We wake up to being one with the godless nothingness as we self-empty as Jesus did on the cross (Phil 2:7). We empty ourselves truly when faced with situations not of our choosing. It is not what we do but what we allow to be done to us. We must accept being nothing. This requires trials, disappointments, suffering, and weakness. Holiness is not an ego trip, a game the ego plays to achieve something. Without thinking of himself, Jesus submitted to his death on the cross. This is our path, too. Whatever helps us to let go of self, to take ego off center stage, has the power to jolt us out of conventional mores and into the truth of who we are.
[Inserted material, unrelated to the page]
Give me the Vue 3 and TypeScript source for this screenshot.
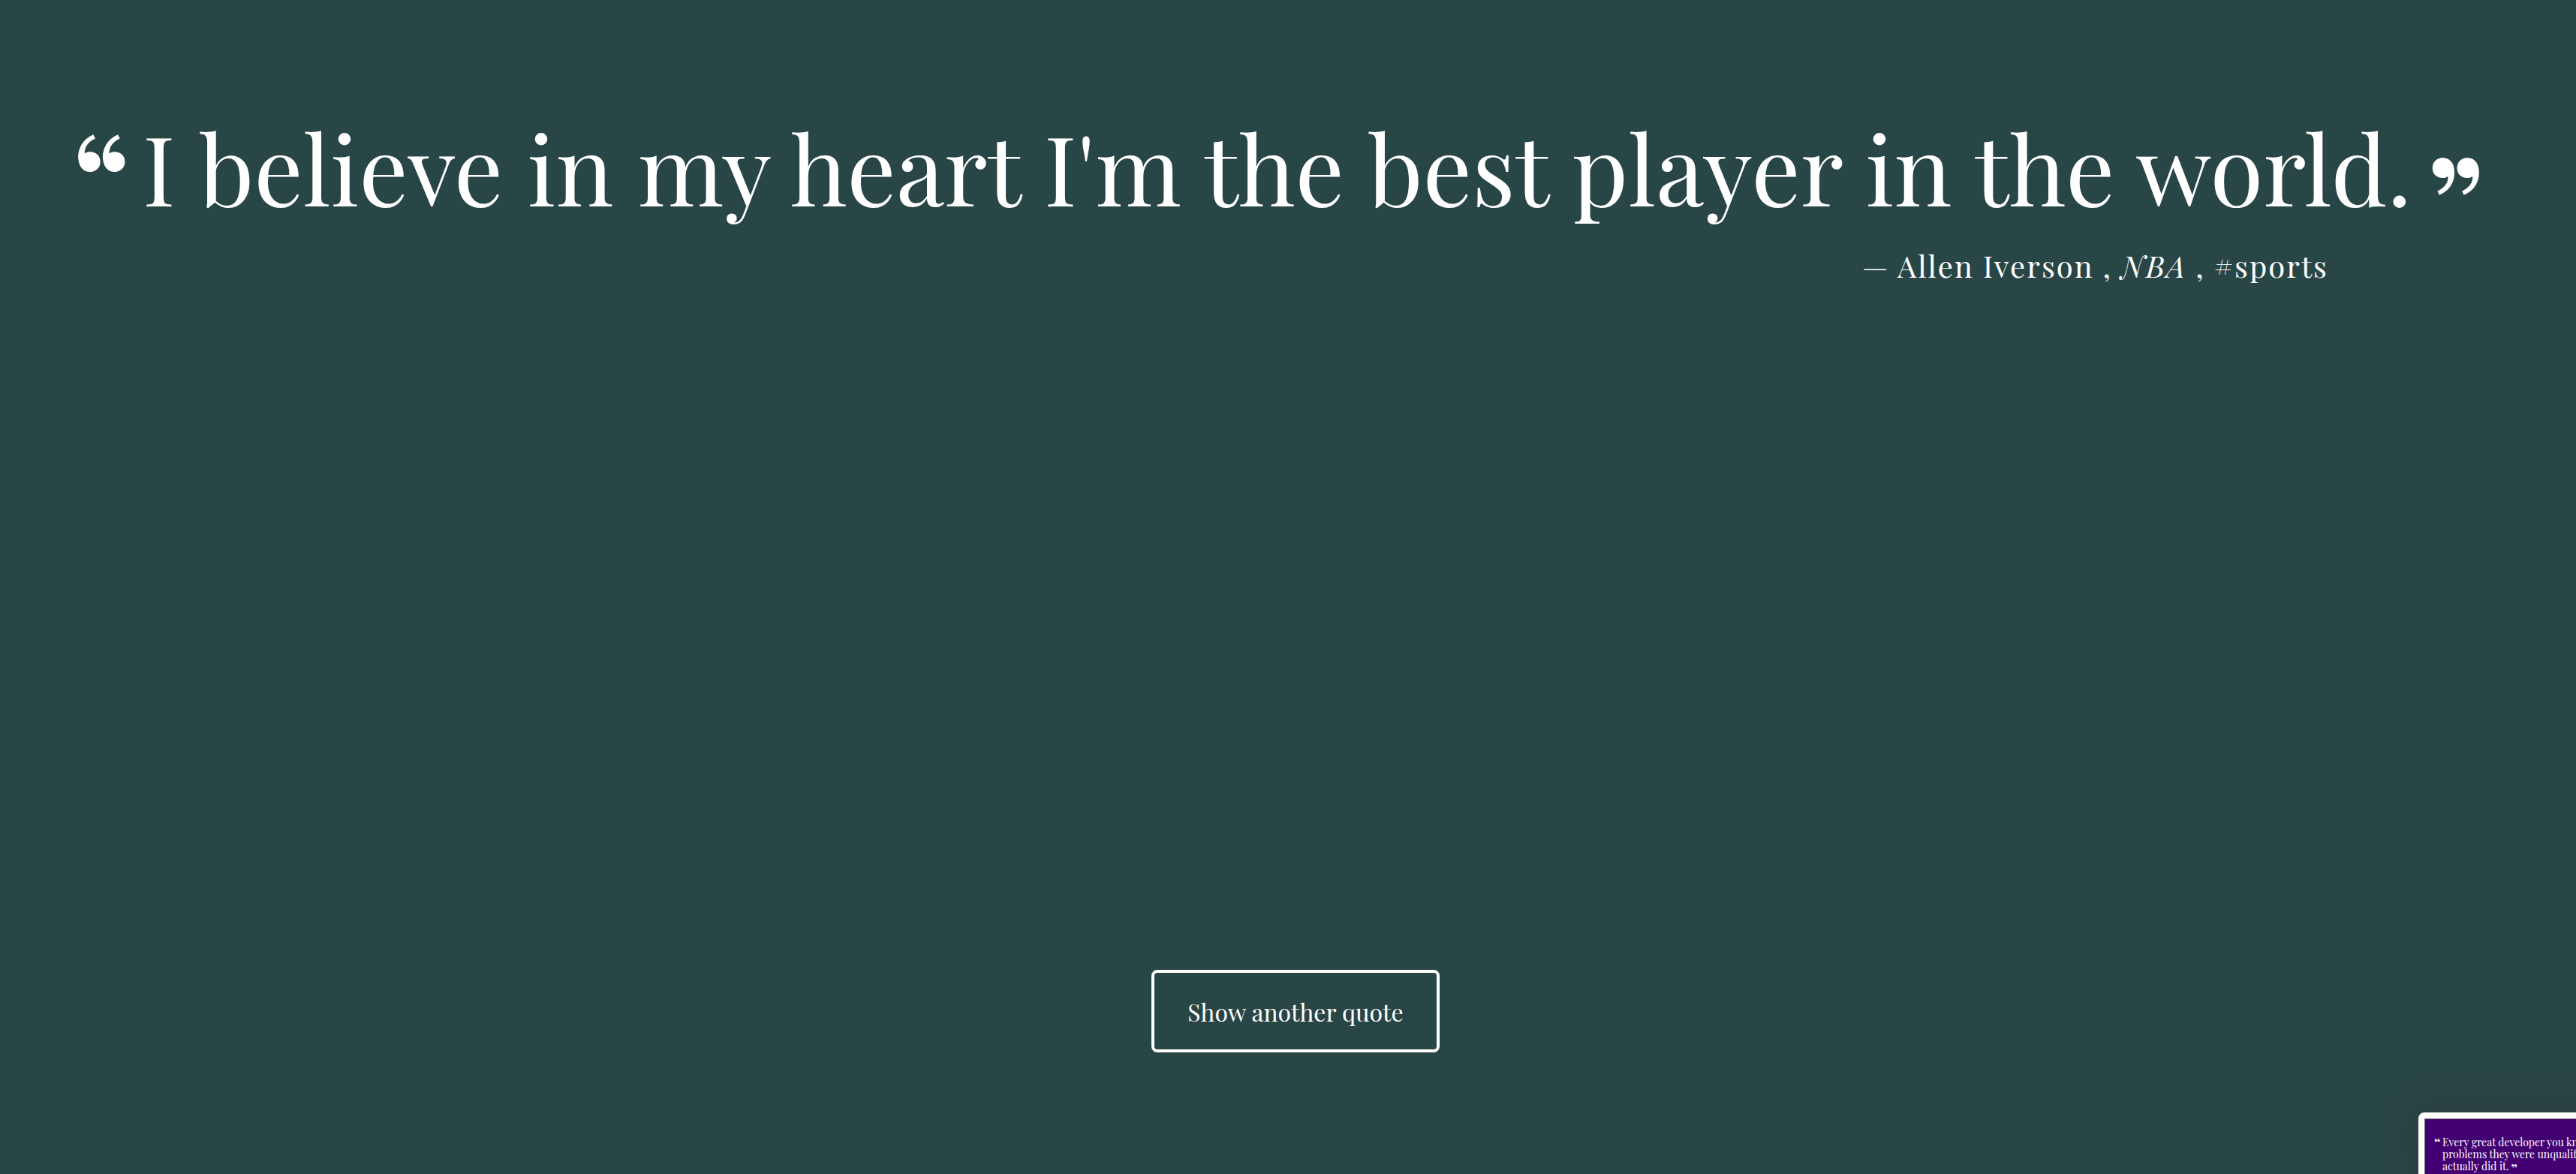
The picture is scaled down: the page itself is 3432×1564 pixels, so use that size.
<script setup lang="ts">
import { ref, computed } from 'vue'

interface Quote {
  text: string
  author: string
  source: string
  tag: string
}

const quotes: Quote[] = [
  {
    text: "I believe in my heart I'm the best player in the world.",
    author: 'Allen Iverson',
    source: 'NBA',
    tag: '#sports',
  },
]

const previewLines: string[] = [
  'Every great developer you know got there by solving',
  'problems they were unqualified to solve until they',
  'actually did it.',
]

const index = ref(0)
const quote = computed(() => quotes[index.value])

function showAnother(): void {
  index.value = (index.value + 1) % quotes.length
}
</script>

<template>
  <main class="page">
    <figure class="quote">
      <blockquote class="quote-text">
        <span class="mark mark-open">“</span>
        <p class="words">{{ quote.text }}</p>
        <span class="mark mark-close">”</span>
      </blockquote>
      <figcaption class="source">
        — {{ quote.author }} , <cite>{{ quote.source }}</cite> , {{ quote.tag }}
      </figcaption>
    </figure>

    <button class="another" type="button" @click="showAnother">Show another quote</button>

    <aside class="preview">
      <div class="preview-screen">
        <span class="preview-mark">“</span>
        <p class="preview-text">
          <span v-for="(line, i) in previewLines" :key="line" class="preview-line">{{ line
            }}<span v-if="i === previewLines.length - 1" class="preview-close">”</span></span>
        </p>
      </div>
    </aside>
  </main>
</template>

<style>
body {
  margin: 0;
  background: #294646;
}
</style>

<style scoped>
.page {
  position: relative;
  box-sizing: border-box;
  display: flex;
  flex-direction: column;
  align-items: center;
  min-height: 100vh;
  padding: 136px 76px 162px 96px;
  overflow: hidden;
  background: #294646;
  color: #fff;
  font-family: 'Playfair Display', 'Liberation Serif', serif;
}

.quote {
  align-self: stretch;
  margin: 0;
}

.quote-text {
  display: flex;
  align-items: flex-start;
  height: 170px;
  margin: 0;
  font-size: 129px;
  line-height: 170px;
}

.words {
  margin: 0 20px 0 16px;
  white-space: nowrap;
}

.mark {
  font-weight: 500;
  font-size: 180px;
  -webkit-text-stroke: 2px #fff;
}

.mark-open {
  padding-top: 16px;
}

.mark-close {
  padding-top: 46px;
}

.source {
  margin-top: 20px;
  padding-right: 254px;
  text-align: right;
  font-size: 40px;
  line-height: 56px;
  letter-spacing: 2px;
}

.another {
  margin-top: auto;
  padding: 0 44px;
  height: 110px;
  border: 4px solid #fff;
  border-radius: 8px;
  background: transparent;
  color: #fff;
  font-family: inherit;
  font-size: 32px;
  cursor: pointer;
}

.preview {
  position: absolute;
  right: -210px;
  bottom: -158px;
  box-sizing: border-box;
  width: 420px;
  height: 240px;
  border: 8px solid #fff;
  border-radius: 8px;
  box-shadow: 0 0 60px rgba(48, 48, 48, 0.5);
}

.preview-screen {
  box-sizing: border-box;
  display: flex;
  height: 100%;
  padding: 23px 12px;
  border: 1px solid #777;
  overflow: hidden;
  background: #430073;
  font-size: 14px;
  line-height: 16px;
}

.preview-mark {
  width: 11px;
  font-size: 18px;
  font-weight: 700;
}

.preview-text {
  margin: 0;
  white-space: nowrap;
}

.preview-line {
  display: block;
}

.preview-close {
  margin-left: 3px;
  font-size: 18px;
  font-weight: 700;
  line-height: 0;
  vertical-align: -5px;
}
</style>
Godless nothingness and identity tie together. God is neither an ideology, nor a law, nor a morality, nor a religion. God transcends everything we think God is, even being itself. God is not a cosmic being opposed to me, over me, or distant from me. God is unimaginable, because God transcends our minds. God is non-spatial and non-temporal. Thus, God is nothing. Yet, God is all. God is my deepest me, so one with me that no molecule or atom exists without God constantly loving it into being. In the words of James Finley, we must learn “to seek nothing in everything and everything in nothing.” Then, we keep the dangerous memory of Christ Crucified alive. Then, we follow Jesus crucified by living his dangerous program of reduction to nothingness. Finally, we then become conduits of God’s mercy revealed on the cross. This mercy pours through us into the world. We only have to get out of the way.